In this case, though, I appear to be in good company:
The standard competitive market model just doesn’t work for health care: adverse selection and moral hazard are so central to the enterprise that nobody, nobody expects free-market principles to be enough.
Whenever I see such nonsense, I have to keep reminding myself that the trade theories for which Krugman won his Nobel Prize were explanatory and predictive. Krugman did not win a prize for mechanism design; he could not have predicted E-bay.
The idea of people bidding for stuff they can’t really see from people that they’ve never met is fraught with asymmetrical information. Honest sellers could not hope to compete with liars selling competitive products. Honest bidders could not hope to compete with fraudulent bids that may not be honored. Such a market, failing as it does the test of a “standard competitive market model” could never exist.
Except that it does.
E-bay exists because they managed to attach a credibility mechanism to their bidding process. This mechanism rewards people for neither understating nor overstating the qualities of the items they have put up for bid. It encourages honest bidding.
Krugman, like many Nobel-prize winning economists, won his fame by debunking a “standard competitive market model” of trade. “Standard models” often have a way of becoming obsolete by advances in theory or practice. Adam Smith took it for granted that roads and bridges would have to exist as “public works.” Half a century later, many regions of the United States were laced with private roads and bridges. Markets have evolved competitive models for postal service and telephone, once thought to be public goods.
Krugman pretends that insurance plans are doomed by the existence of adverse selection and moral hazard. Yet we see thriving markets in insurance products of all sorts, including our huge private market in health insurance. One can argue their imperfections, and perhaps blame them on the “free market,” although a free market does not exist for most insurance products, least of all health insurance. But widely-used, competitive insurance products can clearly exist without government–something that ordinary people might one day forget some decades after our health care has become socialized.

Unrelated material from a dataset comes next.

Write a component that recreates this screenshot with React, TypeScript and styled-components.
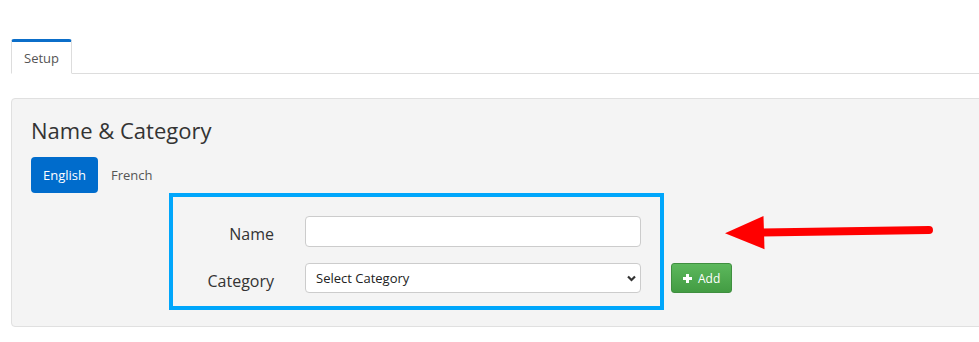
import React from "react";
import styled, { createGlobalStyle } from "styled-components";

const Global = createGlobalStyle`
  html, body { margin: 0; padding: 0; background: #fff; overflow: hidden; }
  body { font-family: "Open Sans", "Liberation Sans", sans-serif; color: #333; }
  * { box-sizing: border-box; }
`;

const Page = styled.div`
  position: relative;
  width: 979px;
  height: 342px;
  padding: 39px 0 0 11px;
`;

const TabNav = styled.div`
  display: flex;
  border-bottom: 1px solid #dddddd;
`;

const Tab = styled.div<{ $active?: boolean }>`
  margin-bottom: -1px;
  padding: 6px 12px 5px;
  font-size: 13px;
  line-height: 20px;
  color: #555;
  background: #fff;
  border: 1px solid #dddddd;
  border-top: 3px solid #0b6ec9;
  border-bottom: 1px solid #fff;
  border-radius: 3px 3px 0 0;
`;

const Panel = styled.div`
  margin-top: 24px;
  width: calc(100% + 20px);
  background: #f4f4f4;
  border: 1px solid #e0e0e0;
  border-radius: 4px;
  padding: 18px 19px 16px;
`;

const Heading = styled.h2`
  margin: 0 0 14px;
  font-size: 22px;
  line-height: 26px;
  font-weight: 400;
  color: #333;
`;

const Pills = styled.div`
  display: flex;
  gap: 1px;
`;

const Pill = styled.div<{ $active?: boolean }>`
  padding: 8px 12px;
  font-size: 13px;
  line-height: 20px;
  border-radius: 4px;
  color: ${(p) => (p.$active ? "#fff" : "#555")};
  background: ${(p) => (p.$active ? "#006ccc" : "transparent")};
`;

const FormRow = styled.div`
  display: flex;
  align-items: flex-end;
`;

const FormBox = styled.div`
  margin-left: 138px;
  border: 4px solid #00a6fb;
  display: grid;
  grid-template-columns: 101px 336px;
  column-gap: 31px;
  row-gap: 16px;
  padding: 19px 19px 13px 0;
`;

const Label = styled.label`
  text-align: right;
  font-size: 16px;
  line-height: 22px;
  padding-top: 7px;
  color: #333;
`;

const TextInput = styled.input`
  height: 31px;
  width: 100%;
  border: 1px solid #cccccc;
  border-radius: 4px;
  background: #fff;
  font: 13px "Open Sans", sans-serif;
  padding: 0 10px;
  outline: none;
`;

const SelectWrap = styled.div`
  position: relative;
  height: 30px;
`;

const Select = styled.select`
  appearance: none;
  -webkit-appearance: none;
  width: 100%;
  height: 30px;
  border: 1px solid #cccccc;
  border-radius: 4px;
  background: #fff;
  font: 13px "Open Sans", sans-serif;
  color: #222;
  padding: 0 24px 0 10px;
  outline: none;
`;

const Chevron = styled.svg`
  position: absolute;
  right: 5px;
  top: 12px;
  pointer-events: none;
`;

const AddButton = styled.button`
  margin: 0 0 17px 7px;
  height: 30px;
  display: flex;
  align-items: center;
  gap: 6px;
  padding: 0 11px;
  border: 1px solid #3f8f3f;
  border-radius: 3px;
  background: linear-gradient(#5cb85c, #439c43);
  color: #fff;
  font: 12px "Open Sans", sans-serif;
  cursor: pointer;
`;

const Arrow = styled.svg`
  position: absolute;
  left: 720px;
  top: 210px;
`;

export default function App() {
  return (
    <>
      <Global />
      <Page>
        <TabNav>
          <Tab $active>Setup</Tab>
        </TabNav>
        <Panel>
          <Heading>Name &amp; Category</Heading>
          <Pills>
            <Pill $active>English</Pill>
            <Pill>French</Pill>
          </Pills>
          <FormRow>
            <FormBox>
              <Label>Name</Label>
              <TextInput type="text" />
              <Label>Category</Label>
              <SelectWrap>
                <Select defaultValue="">
                  <option value="">Select Category</option>
                </Select>
                <Chevron width="9" height="7" viewBox="0 0 9 7">
                  <path d="M1 1.5 L4.5 5 L8 1.5" fill="none" stroke="#333" strokeWidth="2.2" />
                </Chevron>
              </SelectWrap>
            </FormBox>
            <AddButton>
              <svg width="9" height="9" viewBox="0 0 9 9">
                <path d="M3 0h3v3h3v3H6v3H3V6H0V3h3z" fill="#fff" />
              </svg>
              Add
            </AddButton>
          </FormRow>
        </Panel>
        <Arrow width="220" height="45" viewBox="0 0 220 45">
          <line x1="42" y1="22.5" x2="209" y2="20" stroke="#ff0000" strokeWidth="8" strokeLinecap="round" />
          <polygon points="5,23.3 43.5,6 44.5,39.3" fill="#ff0000" />
        </Arrow>
      </Page>
    </>
  );
}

To the extent that insurance companies earn a competitive return on selling insurance, everyone is paying a little extra for adverse selection. Krugman might have a problem with that, but I suspect that his real problem regards those people who cannot take advantage of adverse selection, rather than adverse selection per se. Such people with obviously preexisting conditions would simply be prepaying for treatment of those conditions in any kind of market-based insurance plan. I can see how someone might consider that a problem, but it’s not necessarily an insurance problem.
Even real-world markets, unlike the straw man “free market” that Krugman attacks, deal with adverse selection and moral hazard in insuring for every conceivable risk. Mechanisms like deductibles or co-insurance go a long way toward rationalizing insurance economics. Other mechanisms could certainly be developed if the insurance markets weren’t so regulated as to severely curtail such innovation. Why does Krugman suppose that “free markets” cannot evolve more elaborate mechanisms? More importantly, why does he suppose that the government mechanisms will be any more efficient?
The real answer is that Krugman doesn’t have to answer these questions. He can, instead, get away with engaging in name-calling and attacking straw men in advocating for his collectivist vision of a world where the moral hazards of government-run systems are invisible to him.